Categories of a TC following the Saffir-Simpson Hurricane-Scale (for 1-min sustained wind speed)
Category | Wind (km/h) | Pressure (hPa) | Storm surge (m) |
---|---|---|---|
1 | 119–153 | ≥ 980 | 1,0–2,0 |
2 | 154–177 | 965–979 | 2,0–2,5 |
3 | 178–208 | 945–964 | 2,5–4,0 |
4 | 209–251 | 920–944 | 4,0–5,5 |
5 | ≥ 252 | < 920 | ≥ 5,5 |
The starting point for a tropical cyclone is a large-scale disturbance of the atmosphere leading to the formation of a thunderstorm cluster. Such systems often develop by flow convergence of an westward moving wave in the lower troposphere (ca. 3 km), the so-called “African Easterly Waves”. While about 60% of all tropical storms and weaker hurricanes (categories 1 and 2) emerge from Easterly Waves, almost 85% of severe hurricanes develop from these systems (Landsea, 1993).
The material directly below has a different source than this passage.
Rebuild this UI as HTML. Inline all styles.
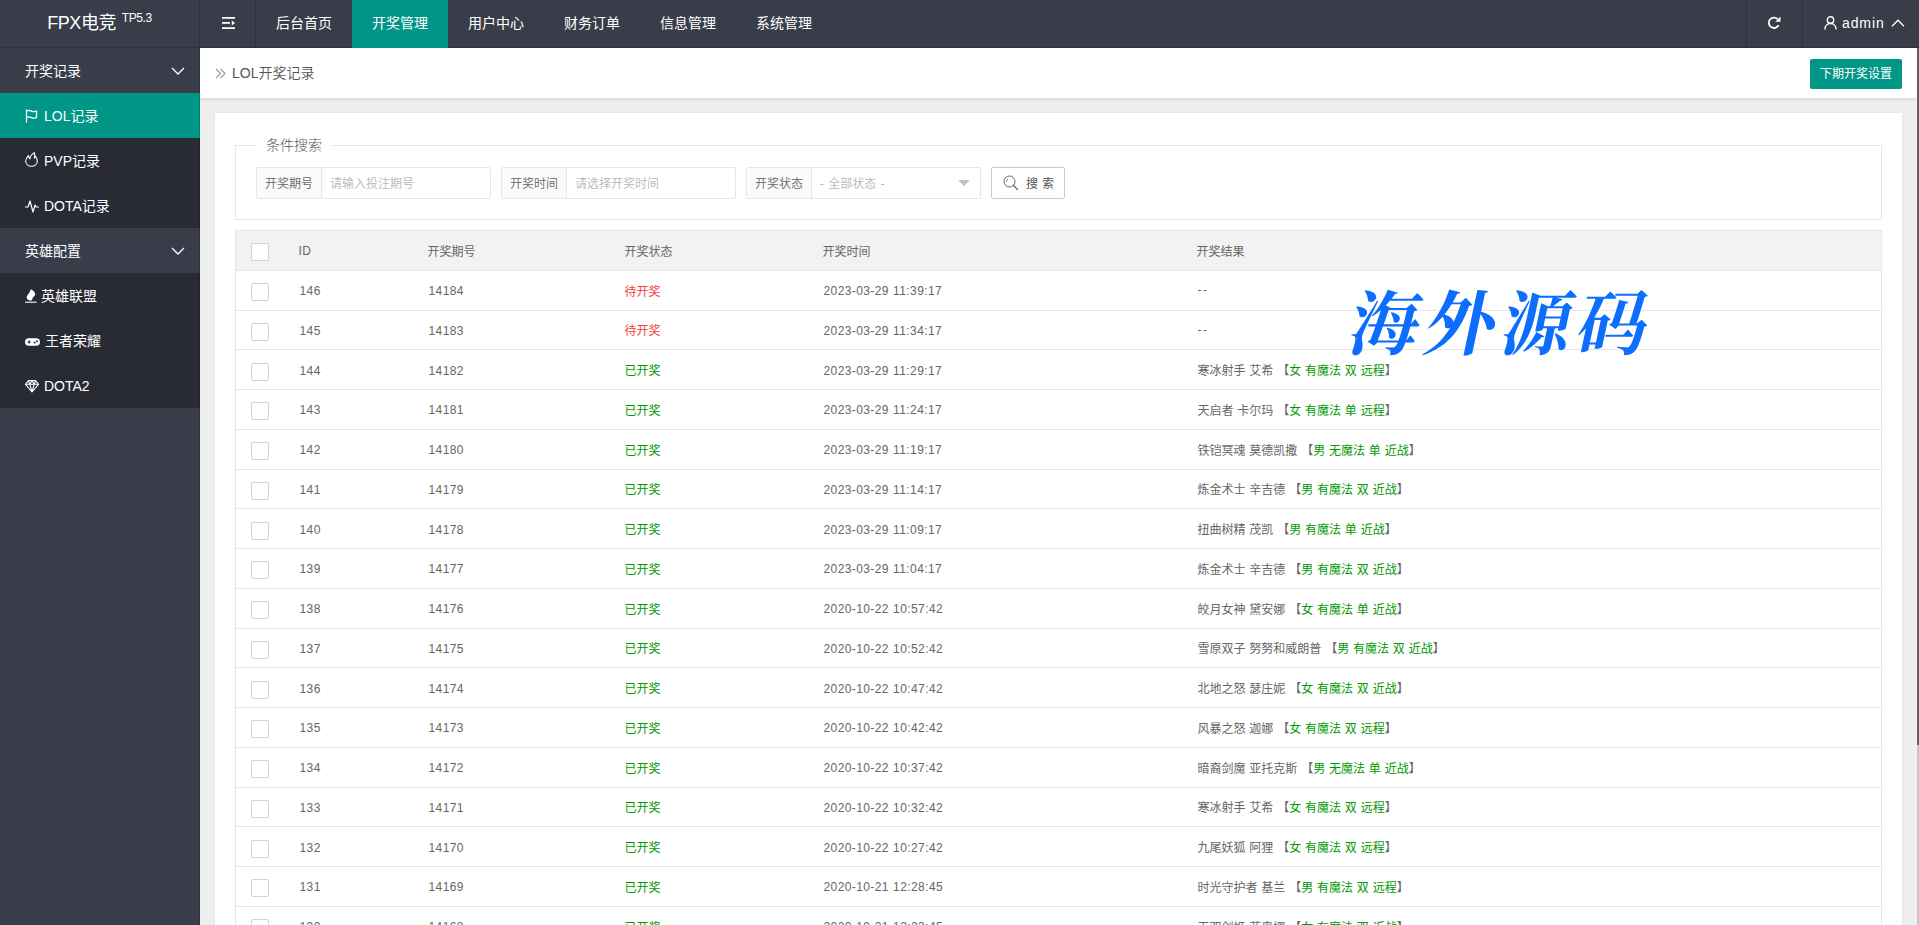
<!DOCTYPE html>
<html lang="zh-CN">
<head>
<meta charset="utf-8">
<title>FPX电竞</title>
<style>
*{box-sizing:border-box;margin:0;padding:0}
html,body{width:1919px;height:925px;overflow:hidden}
body{font-family:"Liberation Sans","Noto Sans CJK SC",sans-serif;font-size:14px;color:#333;background:#eee;position:relative}
a{text-decoration:none;color:inherit}
ul{list-style:none}
/* header */
.header{position:absolute;left:0;top:0;width:1919px;height:48px;background:#393d49;z-index:5}
.header:after{content:"";position:absolute;left:0;right:0;bottom:0;height:1px;background:#2f323c}
.logo{position:absolute;left:0;top:0;width:200px;height:48px;line-height:46px;text-align:center;color:#fff;font-size:18px;border-right:1px solid #2f323c;letter-spacing:-.4px}
.logo sup{font-size:12px;position:relative;top:-7px;vertical-align:baseline;margin-left:1px}
.topnav{position:absolute;left:200px;top:0;height:48px;display:flex}
.topnav li{height:48px;line-height:46px;color:#fff;font-size:14px;width:96px;text-align:center;position:relative;z-index:2}
.topnav li.fold{width:56px;border-right:1px solid #2f323c}
.topnav li.on{background:#009688}
.rnav{position:absolute;right:0;top:0;height:48px}
.rnav .it{position:absolute;top:0;height:48px;border-left:1px solid #2f323c}
/* side */
.side{position:absolute;left:0;top:48px;width:200px;height:877px;background:#393d49}
.side:after{content:"";position:absolute;right:0;top:0;width:1px;height:100%;background:rgba(0,0,0,.15)}
.side .p{height:45px;line-height:47px;color:#fff;padding-left:25px;font-size:14px;position:relative}
.side .p svg{position:absolute;right:15px;top:19px}
.side .c{height:45px;line-height:45px;color:#fff;padding-left:25px;font-size:14px;background:#282b33;position:relative;display:flex;align-items:center}
.side .c.on{background:#009688}
.side .c.last{border-radius:0 0 2px 2px}
.side .c svg{flex:none;margin-right:5px}
.side .c span{position:relative;top:1px}
/* body */
.main{position:absolute;left:200px;top:48px;width:1717px;height:877px;background:#eee;overflow:hidden}
.crumb{height:50px;background:#fff;box-shadow:0 1px 4px rgba(0,0,0,.12);position:relative;font-size:14px;color:#555;line-height:50px;padding-left:32px;font-weight:350}
.crumb .ar{position:absolute;left:15px;top:20px}
.btn{position:absolute;right:15px;top:11px;height:30px;line-height:31px;font-weight:400;width:92px;text-align:center;color:#fff;background:#009688;border-radius:2px;font-size:12px}
.card{position:absolute;left:15px;top:65px;width:1687px;height:900px;background:#fff;padding:20px;box-shadow:0 0 2px rgba(0,0,0,.08)}
fieldset{border:1px solid #e6e6e6;height:75px;position:relative;margin-top:12px}
legend{position:absolute;top:-13px;left:20px;padding:0 10px;font-size:14px;line-height:24px;background:#fff;color:#555;font-weight:300}
.grp{position:absolute;top:21px;height:32px;width:235px;border:1px solid #e6e6e6;border-radius:2px;display:flex;font-size:12px;background:#fff}
.grp .lb{width:65px;flex:none;background:#fbfbfb;border-right:1px solid #e6e6e6;text-align:center;line-height:32px;color:#666;font-weight:350}
.grp .in{word-spacing:1px;flex:1;line-height:32px;padding-left:8px;color:#b8b8b8;font-weight:350}
.sbtn{position:absolute;top:21px;left:755px;width:74px;height:32px;border:1px solid #c9c9c9;border-radius:2px;font-size:12px;color:#555;line-height:30px;background:#fff}
table{border-collapse:collapse;table-layout:fixed;width:1647px;margin-top:10px;font-size:12px;color:#666;font-weight:350;word-spacing:.5px}
th,td{border:1px solid #e6e6e6;border-left:none;border-right:none;text-align:left;padding:0 15px;font-weight:400;height:39.75px;white-space:nowrap}
table{border-left:1px solid #e6e6e6;border-right:1px solid #e6e6e6}
thead tr{background:#f2f2f2}
.ck{display:block;width:18px;height:18px;border:1px solid #d2d2d2;border-radius:2px;background:#fff;position:relative;top:2px}
.red{color:#f44040}.grn{color:#090}
.n{letter-spacing:.4px;padding-top:2px;padding-left:16px}
.d{letter-spacing:1.500px}
tbody td:last-child{padding-left:16px}
.wm{position:absolute;left:1352px;top:279px;font-family:"Noto Serif CJK SC","Noto Sans CJK SC",serif;font-weight:700;font-size:70px;color:#0d6efd;letter-spacing:6px;transform:skewX(-12deg);line-height:80px;z-index:9;white-space:nowrap}
.sb{position:absolute;left:1917px;top:48px;width:2px;height:877px;background:#c8c8c8}
.sb i{position:absolute;left:0;top:0;width:2px;height:697px;background:#606060}
</style>
</head>
<body>
<div class="header">
  <div class="logo">FPX电竞 <sup>TP5.3</sup></div>
  <ul class="topnav">
    <li class="fold"><svg width="13" height="12" viewBox="0 0 13 12" style="vertical-align:middle;position:relative;top:-1px;left:1px"><path d="M0 0h13v1.700H0zM0 5.100h8v1.700H0zM0 10.200h13v1.700H0zM9.800 3.400l3.200 2.550-3.200 2.550z" fill="#fff"/></svg></li>
    <li>后台首页</li>
    <li class="on">开奖管理</li>
    <li>用户中心</li>
    <li>财务订单</li>
    <li>信息管理</li>
    <li>系统管理</li>
  </ul>
  <div class="rnav">
    <div class="it" style="right:117px;width:56px"><svg width="14" height="14" viewBox="0 0 14 14" style="position:absolute;left:20px;top:16px"><path d="M11.6 9.2A5.2 5.2 0 1 1 10.6 3" fill="none" stroke="#fff" stroke-width="1.8"/><path d="M13.5 0.5v5.2H8.3z" fill="#fff"/></svg></div>
    <div class="it" style="right:0;width:117px;color:#fff;font-size:14px;line-height:46px">
      <svg width="13" height="14" viewBox="0 0 13 14" style="position:absolute;left:21px;top:16px"><circle cx="6.5" cy="4" r="3.2" fill="none" stroke="#fff" stroke-width="1.4"/><path d="M0.9 13.5c0-3.4 2.3-6 5.6-6s5.6 2.6 5.6 6" fill="none" stroke="#fff" stroke-width="1.4"/></svg>
      <span style="position:absolute;left:39px;top:0;letter-spacing:.9px">admin</span>
      <svg width="14" height="8" viewBox="0 0 14 8" style="position:absolute;left:88px;top:19px"><path d="M1 7.2l6-6 6 6" fill="none" stroke="#fff" stroke-width="1.3"/></svg>
    </div>
  </div>
</div>
<div class="side">
  <div class="p">开奖记录<svg width="14" height="8" viewBox="0 0 14 8"><path d="M1 1l6 6 6-6" fill="none" stroke="#fff" stroke-width="1.3"/></svg></div>
  <div class="c on"><svg width="14" height="14" viewBox="0 0 14 14"><path d="M1.5 0.5v13M1.5 2c2-1.2 3.5-.6 5 .1s3 1 5-.1v6.500c-2 1.100-3.500.800-5 .1s-3-1.300-5-.1" fill="none" stroke="#fff" stroke-width="1.300"/></svg><span>LOL记录</span></div>
  <div class="c"><svg width="13" height="15" viewBox="0 0 13 15" style="margin-right:6px;position:relative;top:-1px"><path d="M9.300 .600C6.500 2.500 5 4.200 5 6.800C4.200 6 3.600 4.800 3.400 3.600C1.600 5.500 .700 7.500 .700 9.300C.700 12.300 3.300 14.300 6.500 14.300S12.300 12.200 12.300 9C12.300 7 11.500 5.200 10.400 4C10.300 5 10 5.700 9.300 6.200C9.700 4 9.800 2 9.300 .600z" fill="none" stroke="#fff" stroke-width="1.100" stroke-linejoin="round"/></svg><span>PVP记录</span></div>
  <div class="c"><svg width="14" height="14" viewBox="0 0 14 14"><path d="M0 8h3l2-6 3 11 2-7 1 2h3" fill="none" stroke="#fff" stroke-width="1.200" stroke-linejoin="round"/></svg><span>DOTA记录</span></div>
  <div class="p">英雄配置<svg width="14" height="8" viewBox="0 0 14 8"><path d="M1 1l6 6 6-6" fill="none" stroke="#fff" stroke-width="1.300"/></svg></div>
  <div class="c"><svg width="12" height="14" viewBox="0 0 12 14" style="margin-right:4px"><path d="M5.600 .200C8.500 1.400 10.400 3.300 10.200 5.400C10 7.300 7.400 8 7.300 10C7.300 10.900 6.900 11.500 6 11.600C3.500 11.800 1.600 10.200 1.700 8C1.800 5.500 5 4.600 5.600 .200z" fill="#fff"/><path d="M0 13.200h11.600" stroke="#fff" stroke-width="1.100"/></svg><span>英雄联盟</span></div>
  <div class="c"><svg width="15" height="14" viewBox="0 0 15 14" style="position:relative;top:1px"><rect x="0" y="3.200" width="15" height="7.600" rx="3.800" fill="#fff"/><path d="M2.600 7h3.200M4.200 5.400v3.200" stroke="#282b33" stroke-width="1.200"/><circle cx="9.600" cy="7.600" r="1" fill="#282b33"/><circle cx="12" cy="6.200" r="1" fill="#282b33"/></svg><span>王者荣耀</span></div>
  <div class="c"><svg width="14" height="14" viewBox="0 0 14 14"><path d="M3.500 1.500h7l3 3.800L7 13 .5 5.300z M.5 5.300h13M4.800 5.300L7 12.500l2.200-7.200M3.500 1.500l1.300 3.800L7 1.500l2.200 3.800 1.300-3.800" fill="none" stroke="#fff" stroke-width="1.100" stroke-linejoin="round"/></svg><span>DOTA2</span></div>
</div>
<div class="main">
  <div class="crumb"><svg class="ar" width="11" height="11" viewBox="0 0 11 11"><path d="M1 1l4.500 4.500L1 10M5.500 1L10 5.500 5.500 10" fill="none" stroke="#999" stroke-width="1.100"/></svg>LOL开奖记录<div class="btn">下期开奖设置</div></div>
  <div class="card">
    <fieldset>
      <legend>条件搜索</legend>
      <div class="grp" style="left:20px"><div class="lb">开奖期号</div><div class="in">请输入投注期号</div></div>
      <div class="grp" style="left:265px"><div class="lb">开奖时间</div><div class="in">请选择开奖时间</div></div>
      <div class="grp" style="left:510px"><div class="lb">开奖状态</div><div class="in">- 全部状态 -</div><svg width="12" height="6" viewBox="0 0 12 6" style="position:absolute;right:10px;top:12px"><path d="M0 0h12L6 6z" fill="#c2c2c2"/></svg></div>
      <div class="sbtn"><svg width="16" height="16" viewBox="0 0 16 16" style="position:absolute;left:11px;top:7px"><circle cx="6.500" cy="6.500" r="5.500" fill="none" stroke="#666" stroke-width="1"/><path d="M10.500 10.500l4 4" stroke="#666" stroke-width="1.300" stroke-linecap="round"/><path d="M3.500 6.500a3 3 0 0 1 1.500-2.600" fill="none" stroke="#666" stroke-width=".8"/></svg><span style="position:absolute;left:34px;top:1px;letter-spacing:4px">搜索</span></div>
    </fieldset>
    <table id="tb">
      <colgroup><col style="width:48px"><col style="width:129px"><col style="width:197px"><col style="width:198px"><col style="width:374px"><col></colgroup>
      <thead><tr><th><span class="ck"></span></th><th class="n" style="padding-left:15px">ID</th><th>开奖期号</th><th>开奖状态</th><th>开奖时间</th><th>开奖结果</th></tr></thead>
      <tbody>
<tr><td><span class="ck"></span></td><td class="n">146</td><td class="n">14184</td><td class="red">待开奖</td><td class="n">2023-03-29 11:39:17</td><td class="d">--</td></tr>
<tr><td><span class="ck"></span></td><td class="n">145</td><td class="n">14183</td><td class="red">待开奖</td><td class="n">2023-03-29 11:34:17</td><td class="d">--</td></tr>
<tr><td><span class="ck"></span></td><td class="n">144</td><td class="n">14182</td><td class="grn">已开奖</td><td class="n">2023-03-29 11:29:17</td><td>寒冰射手 艾希 【<span class="grn">女 有魔法 双 远程</span>】</td></tr>
<tr><td><span class="ck"></span></td><td class="n">143</td><td class="n">14181</td><td class="grn">已开奖</td><td class="n">2023-03-29 11:24:17</td><td>天启者 卡尔玛 【<span class="grn">女 有魔法 单 远程</span>】</td></tr>
<tr><td><span class="ck"></span></td><td class="n">142</td><td class="n">14180</td><td class="grn">已开奖</td><td class="n">2023-03-29 11:19:17</td><td>铁铠冥魂 莫德凯撒 【<span class="grn">男 无魔法 单 近战</span>】</td></tr>
<tr><td><span class="ck"></span></td><td class="n">141</td><td class="n">14179</td><td class="grn">已开奖</td><td class="n">2023-03-29 11:14:17</td><td>炼金术士 辛吉德 【<span class="grn">男 有魔法 双 近战</span>】</td></tr>
<tr><td><span class="ck"></span></td><td class="n">140</td><td class="n">14178</td><td class="grn">已开奖</td><td class="n">2023-03-29 11:09:17</td><td>扭曲树精 茂凯 【<span class="grn">男 有魔法 单 近战</span>】</td></tr>
<tr><td><span class="ck"></span></td><td class="n">139</td><td class="n">14177</td><td class="grn">已开奖</td><td class="n">2023-03-29 11:04:17</td><td>炼金术士 辛吉德 【<span class="grn">男 有魔法 双 近战</span>】</td></tr>
<tr><td><span class="ck"></span></td><td class="n">138</td><td class="n">14176</td><td class="grn">已开奖</td><td class="n">2020-10-22 10:57:42</td><td>皎月女神 黛安娜 【<span class="grn">女 有魔法 单 近战</span>】</td></tr>
<tr><td><span class="ck"></span></td><td class="n">137</td><td class="n">14175</td><td class="grn">已开奖</td><td class="n">2020-10-22 10:52:42</td><td>雪原双子 努努和威朗普 【<span class="grn">男 有魔法 双 近战</span>】</td></tr>
<tr><td><span class="ck"></span></td><td class="n">136</td><td class="n">14174</td><td class="grn">已开奖</td><td class="n">2020-10-22 10:47:42</td><td>北地之怒 瑟庄妮 【<span class="grn">女 有魔法 双 近战</span>】</td></tr>
<tr><td><span class="ck"></span></td><td class="n">135</td><td class="n">14173</td><td class="grn">已开奖</td><td class="n">2020-10-22 10:42:42</td><td>风暴之怒 迦娜 【<span class="grn">女 有魔法 双 远程</span>】</td></tr>
<tr><td><span class="ck"></span></td><td class="n">134</td><td class="n">14172</td><td class="grn">已开奖</td><td class="n">2020-10-22 10:37:42</td><td>暗裔剑魔 亚托克斯 【<span class="grn">男 无魔法 单 近战</span>】</td></tr>
<tr><td><span class="ck"></span></td><td class="n">133</td><td class="n">14171</td><td class="grn">已开奖</td><td class="n">2020-10-22 10:32:42</td><td>寒冰射手 艾希 【<span class="grn">女 有魔法 双 远程</span>】</td></tr>
<tr><td><span class="ck"></span></td><td class="n">132</td><td class="n">14170</td><td class="grn">已开奖</td><td class="n">2020-10-22 10:27:42</td><td>九尾妖狐 阿狸 【<span class="grn">女 有魔法 双 远程</span>】</td></tr>
<tr><td><span class="ck"></span></td><td class="n">131</td><td class="n">14169</td><td class="grn">已开奖</td><td class="n">2020-10-21 12:28:45</td><td>时光守护者 基兰 【<span class="grn">男 有魔法 双 远程</span>】</td></tr>
<tr><td><span class="ck"></span></td><td class="n">130</td><td class="n">14168</td><td class="grn">已开奖</td><td class="n">2020-10-21 12:23:45</td><td>无双剑姬 菲奥娜 【<span class="grn">女 有魔法 双 近战</span>】</td></tr>
      </tbody>
    </table>
  </div>
</div>
<div class="wm">海外源码</div>
<div class="sb"><i></i></div>
</body>
</html>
Given a prevailing large-scale thunderstorm cluster, a TC may form if the following necessary conditions are fulfilled:
1. Tropical cyclones are triggered and maintained by the release of latent heat of condensation; since the moisture content is controlled by the evaporation, the sea surface temperature has to be at least 26°C down to a depth of about 50 to 60 m (Fig. 1).
2. For the development and preservation of deep moist convection, the atmosphere has to be unstably stratified.
3. In the initial stage of a TC, the Coriolis force (deflection force due to earth’s rotation) is decisive to trigger the rotational movement of the system. Since the Coriolis force is equal to zero directly at the equator, tropical cyclones can only develop 3 to 5° north or south of the equator (see Figure 2).
4. Weak winds aloft or low wind shear of less than 10 m/s are required to uphold the vertical circulation.
The storm tracks are determined mainly by the flow at mid-tropospheric levels (~5 km). This is why most hurricanes in the northern Atlantic move along with the trade winds in westerly directions at the beginning. Due to the Coriolis force which is stronger on the northern side, and depending on the location of the subtropical high pressure area, the tracks usually receive a component in northern direction.. Finally, the TCs often reach the Westerlies, which force the storms onto a north-eastern path.
TCs have a spatial extension of around 500 km in the mean, thus have a lower spatial scale compared to extra-tropical storms. In the center of such a rotational storm lies the “eye” – a cloud-free zone with calm winds that can reach a diameter of more than 50 km. Within the eye, the air descends, thereby warming adiabatically and diverging radially. This is the reason for the very low pressure of TC. The eye is bounded by the rainband of the so-called “Eyewall”, where the highest wind speeds and precipitation totals are reached. Rainbands occur in a spiral pattern around the center, in which warm, humid air masses ascend. The rainbands are separated from each other through areas with few clouds due to descending air. This pattern is often clearly visible in satellite pictures.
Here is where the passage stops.